ST/JD/51
Cuthbert
- Gender
- Male
- Floruit (period)
- None
- Floruit date range
- 634 - 687
- Description
- Born into an Anglo-Saxon family, he became a monk of Melrose in 651, and was appointed abbot c. 661. After the synod of Whitby (663/4) he adopted Roman church-customs and became prior of Lindisfarne. He lived for a time as a hermit there, and relinquished his office in 676 to live in solitude on Farne. In 685 he was chosen as bishop of Hexham by King Egfrith of Northumbria, and Archbishop Theodore. Almost immediately he was translated to the bishopric of Lindisfarne. He died on 20 March 687, and was buried at Lindisfarne.
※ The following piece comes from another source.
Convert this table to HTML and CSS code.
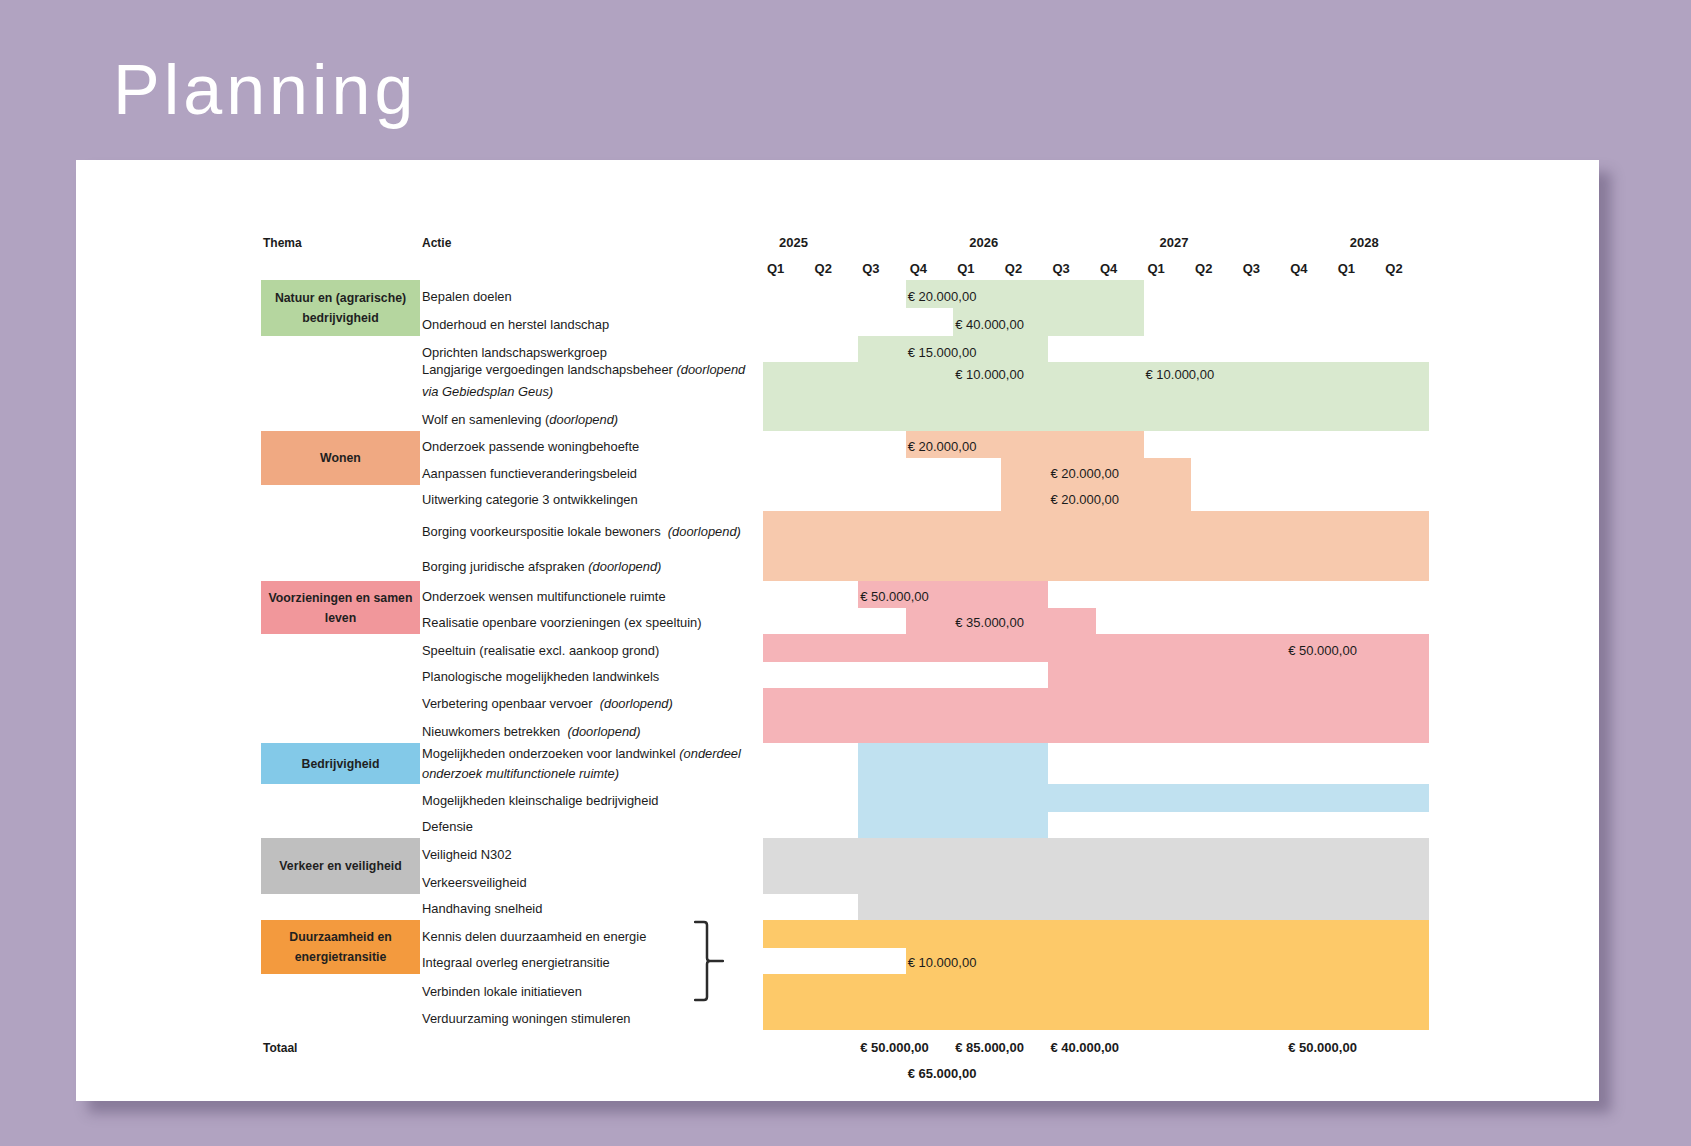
FILE: index.html
```html
<!DOCTYPE html>
<html lang="nl">
<head>
<meta charset="utf-8">
<title>Planning</title>
<link rel="stylesheet" href="styles.css">
</head>
<body>
<header class="title-bar">
  <h1 class="title">Planning</h1>
</header>
<main class="sheet">
  <div class="plan">
    <!-- headers -->
    <div class="cell hdr r1 c-theme">Thema</div>
    <div class="cell hdr r1 c-act">Actie</div>
    <div class="cell yr r1 q0">2025</div>
    <div class="cell yr r1 q4">2026</div>
    <div class="cell yr r1 q8">2027</div>
    <div class="cell yr r1 q12">2028</div>
    <div class="cell qt r2 q0">Q1</div>
    <div class="cell qt r2 q1">Q2</div>
    <div class="cell qt r2 q2">Q3</div>
    <div class="cell qt r2 q3">Q4</div>
    <div class="cell qt r2 q4">Q1</div>
    <div class="cell qt r2 q5">Q2</div>
    <div class="cell qt r2 q6">Q3</div>
    <div class="cell qt r2 q7">Q4</div>
    <div class="cell qt r2 q8">Q1</div>
    <div class="cell qt r2 q9">Q2</div>
    <div class="cell qt r2 q10">Q3</div>
    <div class="cell qt r2 q11">Q4</div>
    <div class="cell qt r2 q12">Q1</div>
    <div class="cell qt r2 q13">Q2</div>

    <!-- bars -->
    <div class="bar green r3 q3 w5"></div>
    <div class="bar green r4 q4 w4"></div>
    <div class="bar green r5 q2 w4"></div>
    <div class="bar green r6 h2 q0 w14"></div>
    <div class="bar peach r8 q3 w5"></div>
    <div class="bar peach r9 h2 q5 w4"></div>
    <div class="bar peach r11 h2 q0 w14"></div>
    <div class="bar pink r13 q2 w4"></div>
    <div class="bar pink r14 q3 w4"></div>
    <div class="bar pink r15 q0 w14"></div>
    <div class="bar pink r16 q6 w8"></div>
    <div class="bar pink r17 h2 q0 w14"></div>
    <div class="bar blue r19 h3 q2 w4"></div>
    <div class="bar blue r20 q6 w8"></div>
    <div class="bar gray r22 h2 q0 w14"></div>
    <div class="bar gray r24 q2 w12"></div>
    <div class="bar yellow r25 q0 w14"></div>
    <div class="bar yellow r26 q3 w11"></div>
    <div class="bar yellow r27 h2 q0 w14"></div>

    <!-- themes -->
    <div class="theme t-green r3 h2">Natuur en (agrarische) bedrijvigheid</div>
    <div class="theme t-wonen r8 h2">Wonen</div>
    <div class="theme t-pink r13 h2">Voorzieningen en samen leven</div>
    <div class="theme t-blue r19">Bedrijvigheid</div>
    <div class="theme t-gray r22 h2">Verkeer en veiligheid</div>
    <div class="theme t-orange r25 h2">Duurzaamheid en energietransitie</div>

    <!-- actions -->
    <div class="cell act r3"><span>Bepalen doelen</span></div>
    <div class="cell act r4"><span>Onderhoud en herstel landschap</span></div>
    <div class="cell act low r5"><span>Oprichten landschapswerkgroep</span></div>
    <div class="cell act act-wrap r6"><span>Langjarige vergoedingen landschapsbeheer <em>(doorlopend</em><br><em>via Gebiedsplan Geus)</em></span></div>
    <div class="cell act r7"><span>Wolf en samenleving (<em>doorlopend)</em></span></div>
    <div class="cell act r8"><span>Onderzoek passende woningbehoefte</span></div>
    <div class="cell act r9"><span>Aanpassen functieveranderingsbeleid</span></div>
    <div class="cell act r10"><span>Uitwerking categorie 3 ontwikkelingen</span></div>
    <div class="cell act r11"><span>Borging voorkeurspositie lokale bewoners&nbsp; <em>(doorlopend)</em></span></div>
    <div class="cell act act-high r12"><span>Borging juridische afspraken <em>(doorlopend)</em></span></div>
    <div class="cell act r13"><span>Onderzoek wensen multifunctionele ruimte</span></div>
    <div class="cell act r14"><span>Realisatie openbare voorzieningen (ex speeltuin)</span></div>
    <div class="cell act r15"><span>Speeltuin (realisatie excl. aankoop grond)</span></div>
    <div class="cell act r16"><span>Planologische mogelijkheden landwinkels</span></div>
    <div class="cell act r17"><span>Verbetering openbaar vervoer&nbsp; <em>(doorlopend)</em></span></div>
    <div class="cell act r18"><span>Nieuwkomers betrekken&nbsp; <em>(doorlopend)</em></span></div>
    <div class="cell act act-wrap2 r19"><span>Mogelijkheden onderzoeken voor landwinkel <em>(onderdeel</em><br><em>onderzoek multifunctionele ruimte)</em></span></div>
    <div class="cell act r20"><span>Mogelijkheden kleinschalige bedrijvigheid</span></div>
    <div class="cell act r21"><span>Defensie</span></div>
    <div class="cell act r22"><span>Veiligheid N302</span></div>
    <div class="cell act r23"><span>Verkeersveiligheid</span></div>
    <div class="cell act r24"><span>Handhaving snelheid</span></div>
    <div class="cell act r25"><span>Kennis delen duurzaamheid en energie</span></div>
    <div class="cell act r26"><span>Integraal overleg energietransitie</span></div>
    <div class="cell act r27"><span>Verbinden lokale initiatieven</span></div>
    <div class="cell act r28"><span>Verduurzaming woningen stimuleren</span></div>
    <div class="cell hdr r29 c-theme">Totaal</div>

    <!-- amounts -->
    <div class="cell amt r3 q3">€ 20.000,00</div>
    <div class="cell amt r4 q4">€ 40.000,00</div>
    <div class="cell amt low r5 q3">€ 15.000,00</div>
    <div class="cell amt amt-top r6 q4">€ 10.000,00</div>
    <div class="cell amt amt-top r6 q8">€ 10.000,00</div>
    <div class="cell amt r8 q3">€ 20.000,00</div>
    <div class="cell amt r9 q6">€ 20.000,00</div>
    <div class="cell amt r10 q6">€ 20.000,00</div>
    <div class="cell amt r13 q2">€ 50.000,00</div>
    <div class="cell amt r14 q4">€ 35.000,00</div>
    <div class="cell amt r15 q11">€ 50.000,00</div>
    <div class="cell amt r26 q3">€ 10.000,00</div>
    <div class="cell amt total r29 q2">€ 50.000,00</div>
    <div class="cell amt total r29 q4">€ 85.000,00</div>
    <div class="cell amt total r29 q6">€ 40.000,00</div>
    <div class="cell amt total r29 q11">€ 50.000,00</div>
    <div class="cell amt total r30 q3">€ 65.000,00</div>

    <!-- brace -->
    <div class="brace">
      <svg width="30" height="83" viewBox="0 0 30 83" aria-hidden="true">
        <path d="M1 2 L10 2 Q13 2 13 5 V38 Q13 41 16 41 H29 M16 41 Q13 41 13 44 V77 Q13 80 10 80 L1 80" fill="none" stroke="#2b2b2b" stroke-width="2.5" stroke-linecap="round" stroke-linejoin="round"/>
      </svg>
    </div>
  </div>
</main>
</body>
</html>
```

FILE: styles.css
```css
* { box-sizing: border-box; }

html, body {
  margin: 0;
  padding: 0;
}

body {
  width: 1691px;
  height: 1146px;
  overflow: hidden;
  background: #b1a3c1;
  font-family: "Liberation Sans", Arial, sans-serif;
  color: #1b1b1b;
}

.title-bar {
  height: 160px;
  padding: 55px 0 0 113px;
}

.title {
  margin: 0;
  font-family: "Liberation Sans", Arial, sans-serif;
  font-weight: 400;
  font-size: 70px;
  line-height: 70px;
  letter-spacing: 4px;
  color: #ffffff;
}

.sheet {
  display: block;
  margin-left: 76px;
  width: 1523px;
  height: 941px;
  background: #ffffff;
  box-shadow: 12px 12px 12px rgba(60, 45, 80, 0.35);
  padding: 69px 0 0 185px;
}

.plan {
  display: grid;
  grid-template-columns: 159px 343px repeat(14, 47.57px);
  grid-template-rows:
    28px 23px 28px 28px 26px 41px 28px 27px 27px 26px
    32px 38px 27px 26px 28px 26px 27px 28px 41px 28px
    26px 28px 28px 26px 28px 26px 29px 27px 29px 26px;
}

/* rows */
.r1 { grid-row-start: 1; }  .r2 { grid-row-start: 2; }  .r3 { grid-row-start: 3; }
.r4 { grid-row-start: 4; }  .r5 { grid-row-start: 5; }  .r6 { grid-row-start: 6; }
.r7 { grid-row-start: 7; }  .r8 { grid-row-start: 8; }  .r9 { grid-row-start: 9; }
.r10 { grid-row-start: 10; } .r11 { grid-row-start: 11; } .r12 { grid-row-start: 12; }
.r13 { grid-row-start: 13; } .r14 { grid-row-start: 14; } .r15 { grid-row-start: 15; }
.r16 { grid-row-start: 16; } .r17 { grid-row-start: 17; } .r18 { grid-row-start: 18; }
.r19 { grid-row-start: 19; } .r20 { grid-row-start: 20; } .r21 { grid-row-start: 21; }
.r22 { grid-row-start: 22; } .r23 { grid-row-start: 23; } .r24 { grid-row-start: 24; }
.r25 { grid-row-start: 25; } .r26 { grid-row-start: 26; } .r27 { grid-row-start: 27; }
.r28 { grid-row-start: 28; } .r29 { grid-row-start: 29; } .r30 { grid-row-start: 30; }
.h2 { grid-row-end: span 2; }
.h3 { grid-row-end: span 3; }

/* quarter columns */
.q0 { grid-column-start: 3; }  .q1 { grid-column-start: 4; }  .q2 { grid-column-start: 5; }
.q3 { grid-column-start: 6; }  .q4 { grid-column-start: 7; }  .q5 { grid-column-start: 8; }
.q6 { grid-column-start: 9; }  .q7 { grid-column-start: 10; } .q8 { grid-column-start: 11; }
.q9 { grid-column-start: 12; } .q10 { grid-column-start: 13; } .q11 { grid-column-start: 14; }
.q12 { grid-column-start: 15; } .q13 { grid-column-start: 16; }
.w4 { grid-column-end: span 4; }
.w5 { grid-column-end: span 5; }
.w8 { grid-column-end: span 8; }
.w11 { grid-column-end: span 11; }
.w12 { grid-column-end: span 12; }
.w14 { grid-column-end: span 14; }

.c-theme { grid-column: 1; }
.c-act { grid-column: 2; }

/* generic text cell */
.cell {
  display: flex;
  align-items: flex-end;
  padding-bottom: 2px;
  font-size: 12px;
  line-height: 18px;
  white-space: nowrap;
  min-width: 0;
}
.cell.low { padding-bottom: 0; }

.hdr {
  font-weight: 700;
  padding-left: 2px;
}
.r1.hdr { padding-bottom: 5px; }

.yr {
  font-weight: 700;
  font-size: 13px;
  padding-left: 16px;
  padding-bottom: 5px;
}

.qt {
  font-weight: 700;
  font-size: 13px;
  padding-left: 4px;
}

.act {
  grid-column: 2;
  padding-left: 2px;
  font-size: 12.9px;
}
.act em { font-style: italic; }

.act-wrap {
  line-height: 22px;
  padding-bottom: 0;
}
.act-wrap2 {
  line-height: 20px;
  padding-bottom: 0;
}
.act-high { padding-bottom: 5px; }

.amt {
  font-size: 13px;
  padding-left: 2px;
  overflow: visible;
}
.amt-top {
  align-items: flex-start;
  padding-top: 4px;
  padding-bottom: 0;
}
.total {
  font-weight: 700;
  font-size: 13px;
}

/* bars */
.bar { display: block; }
.green { background: #d9e9cf; }
.peach { background: #f7c9ad; }
.pink { background: #f5b4b8; }
.blue { background: #c0e1f0; }
.gray { background: #dbdbdb; }
.yellow { background: #fdc969; }

/* themes */
.theme {
  grid-column: 1;
  display: flex;
  align-items: center;
  justify-content: center;
  text-align: center;
  font-weight: 700;
  font-size: 12.3px;
  line-height: 20px;
  padding: 0 3px;
  color: #1f1f1f;
}
.t-green { background: #b5d69f; }
.t-wonen { background: #f0a982; }
.t-pink { background: #f1979b; }
.t-blue { background: #83c9e8; }
.t-gray { background: #bfbfbf; }
.t-orange { background: #f39a3e; }

/* brace */
.brace {
  grid-column: 2;
  grid-row: 25 / span 3;
  align-self: start;
  margin-left: 274px;
  width: 30px;
  height: 83px;
}
.brace svg { display: block; }
```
His relics eventually found their way to Durham in 995 (Lindisfarne was destroyed by vikings in 875), a new church was built to house the relics in 999, and they were translated to the new cathedral there in 1104, when the body was pronounced incorrupt. An anonymous Life of St Cuthbert was written by a monk of Lindisfarne c. 698, and another was composed by Bede. [Bede, HE, IV.27-32; Two Lives of St. Cuthbert, ed. & transl. by B. Colgrave (1940); G. Bonner et al., St. Cuthbert, his cult and his community (1956); ODS, 127-9.]